Wichtig sind gleiche gcc Versionen (3.3.1 und 3.3.2 geht scheinbar auch)

----------

## slick

 *pieter_parker wrote:*   

> kann man nicht dem programm sagen sagen das er mehr auf dem grossen bauen soll und nur kleine sachen auf dem kleinen macht?

 

Du kannst auch alles auf dem Großen kompilieren -> https://forums.gentoo.org/viewtopic-t-208246.html

 *SvenFischer wrote:*   

> Wichtig sind gleiche gcc Versionen (3.3.1 und 3.3.2 geht scheinbar auch)

 

Ja, wichtig ist nur das die ersten beiden Zahlen stimmen (3.3.*), da die letzte Zahl meist nur ein einfaches Bugfix kennzeichnet. Ich denke aber auch glibc sollte möglichst gleich sein. Auf zwei (gleich) aktuellen Gentoo-Systemen gleicher Achitektur (x86) sind somit die Vorraussetzungen für distcc erfüllt.

----------

## Hilefoks

 *pieter_parker wrote:*   

> (desktop pc p4 3ghz 1gig ram, server p4 2.4ghz 3gig ram)

 

 *doedel wrote:*   

> kleiner hilft grossen ---> wird langsamer....

 

Das würde ich in diesem Fall nicht so sehen. Auch der kleine ist sehr schnell und hat sehr viel RAM. Wenn man vielleicht die Jobs nicht 1/1 verteilt bringt es ganz sicher auch was für den "großen".

MfG,

Hilefoks

EDIT: u.U. ist der Server sogar schneller da man hier u.U. sogar /tmp und /var/tmp komplett ins RAM mounten könnte.

----------

## pieter_parker

cool

nen grund mehr das debian runter zuschmeissen auf dem server und gentoo drauf zu tun

mein bruder hat einen noch schnelleren p4 mit 3,irgendwas ghz und 2gig ram

er nutzt windows, ausschlieslich nur windows, knoppix wird er wohl kaum booten wollen

gibt es eine moeglichkeit das man durch ein windows programm die leistung von seinem pc bereitstellen kann?

----------

## doedel

eventuell funktioniert das mit cygwin.

----------

## pieter_parker

wie ist das mit der gpu, wenn man eine nvidia ge force 6600 oder eine 7xxx hat .. kann man die gpu mitbenutzen beim bauen mit gcc?

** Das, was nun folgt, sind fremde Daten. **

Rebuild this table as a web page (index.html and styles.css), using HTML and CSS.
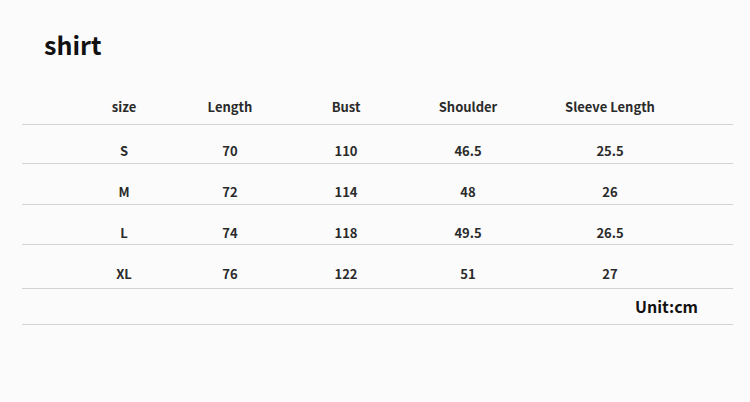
FILE: index.html
```html
<!DOCTYPE html>
<html>
<head>
<meta charset="utf-8">
<link rel="stylesheet" href="styles.css">
</head>
<body>
<div class="page">
  <h1 class="title">shirt</h1>
  <div class="chart">
    <div class="row row-head">
      <span></span><span>size</span><span>Length</span><span>Bust</span><span>Shoulder</span><span>Sleeve Length</span>
    </div>
    <div class="row row-s">
      <span></span><span>S</span><span>70</span><span>110</span><span>46.5</span><span>25.5</span>
    </div>
    <div class="row row-m">
      <span></span><span>M</span><span>72</span><span>114</span><span>48</span><span>26</span>
    </div>
    <div class="row row-l">
      <span></span><span>L</span><span>74</span><span>118</span><span>49.5</span><span>26.5</span>
    </div>
    <div class="row row-xl">
      <span></span><span>XL</span><span>76</span><span>122</span><span>51</span><span>27</span>
    </div>
    <div class="unit-row">
      <span class="unit">Unit:cm</span>
    </div>
  </div>
</div>
</body>
</html>
```
FILE: styles.css
```css
html, body {
  margin: 0;
  padding: 0;
  background: #fbfbfb;
}
body {
  width: 750px;
  height: 402px;
  overflow: hidden;
  font-family: "Noto Sans CJK SC", "Noto Sans", sans-serif;
  color: #222;
}
.page {
  padding-left: 22px;
}
.title {
  margin: 0;
  padding: 30px 0 0 22px;
  height: 90px;
  box-sizing: border-box;
  font-size: 25px;
  line-height: 28px;
  font-weight: 700;
  color: #111;
}
.chart {
  width: 711px;
}
.row {
  display: grid;
  grid-template-columns: 50px 104px 108px 124px 120px 164px 1fr;
  align-items: end;
  border-bottom: 1px solid #d2d2d2;
  box-sizing: border-box;
  font-size: 13px;
  line-height: 18px;
  font-weight: 600;
  color: #2a2a2a;
}
.row span {
  text-align: center;
}
.row-head { height: 35px; padding-bottom: 8px; }
.row-s { height: 39px; padding-bottom: 3px; }
.row-m { height: 41px; padding-bottom: 3px; }
.row-l { height: 40px; padding-bottom: 2px; }
.row-xl { height: 44px; padding-bottom: 5px; }
.unit-row {
  display: flex;
  justify-content: flex-end;
  align-items: flex-end;
  height: 36px;
  box-sizing: border-box;
  padding: 0 35px 7px 0;
  border-bottom: 1px solid #d2d2d2;
}
.unit {
  font-size: 16px;
  line-height: 22px;
  font-weight: 700;
  color: #111;
}
```
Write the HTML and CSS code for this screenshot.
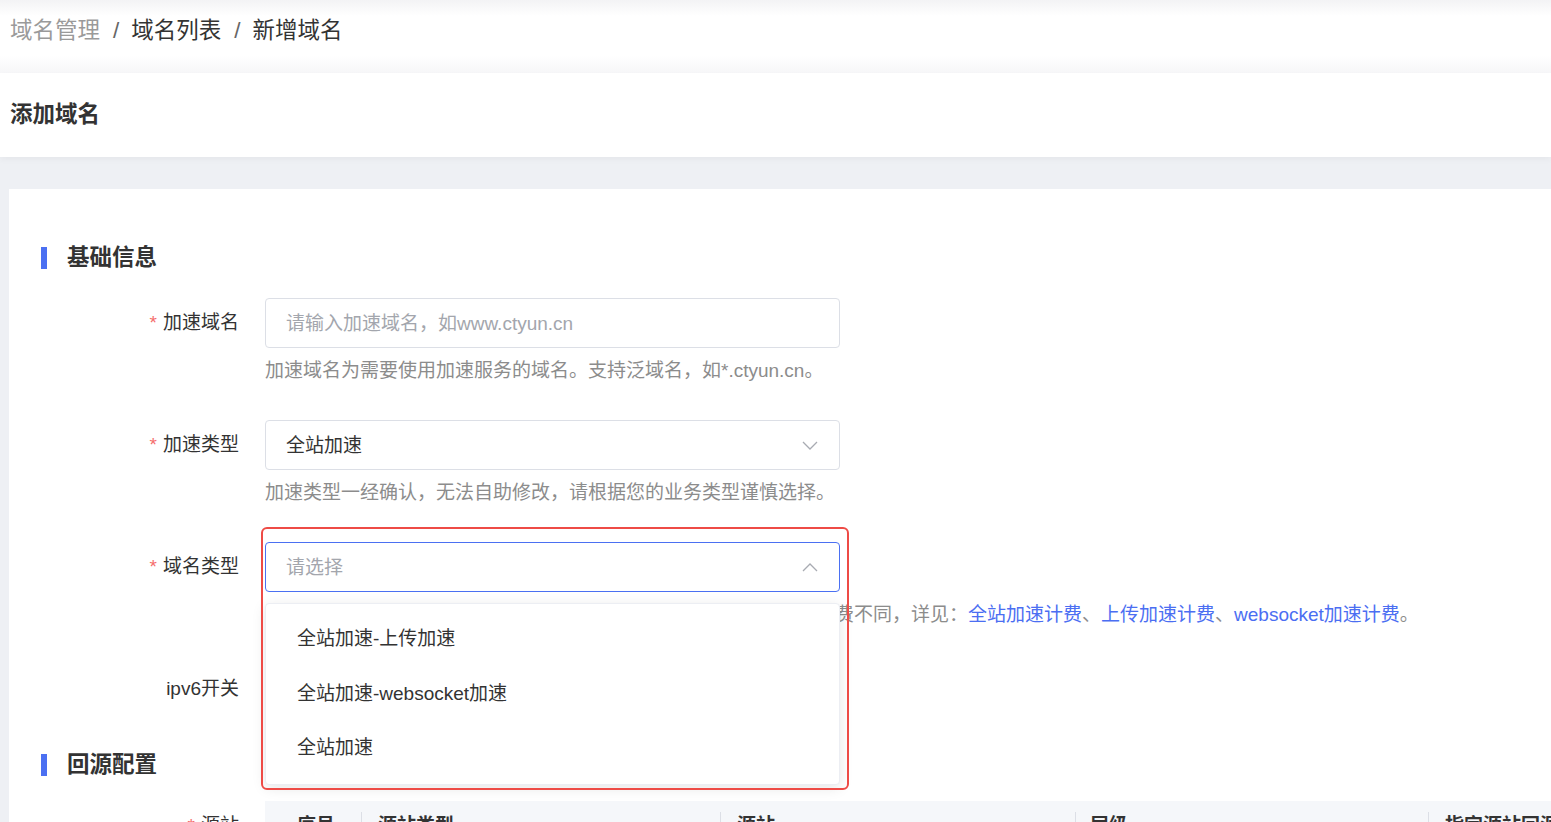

an einer sdsl 2mbit leitung stehen 2 dual xeon rechner, ich habe dsl 6000, kann man die beiden dual xeons mit einbeziehen beim bauen (ssh zugang ist da)

oder wuerde die internetleitung das ausbremmsen? oder aber koennen die beiden die benoetigten daten zum bauen sich selbst aus dem internet holen und dann bauen, und das gebaute zu mir dazuschicken?

----------

## Hilefoks

 *pieter_parker wrote:*   

> oder wuerde die internetleitung das ausbremmsen? oder aber koennen die beiden die benoetigten daten zum bauen sich selbst aus dem internet holen und dann bauen, und das gebaute zu mir dazuschicken?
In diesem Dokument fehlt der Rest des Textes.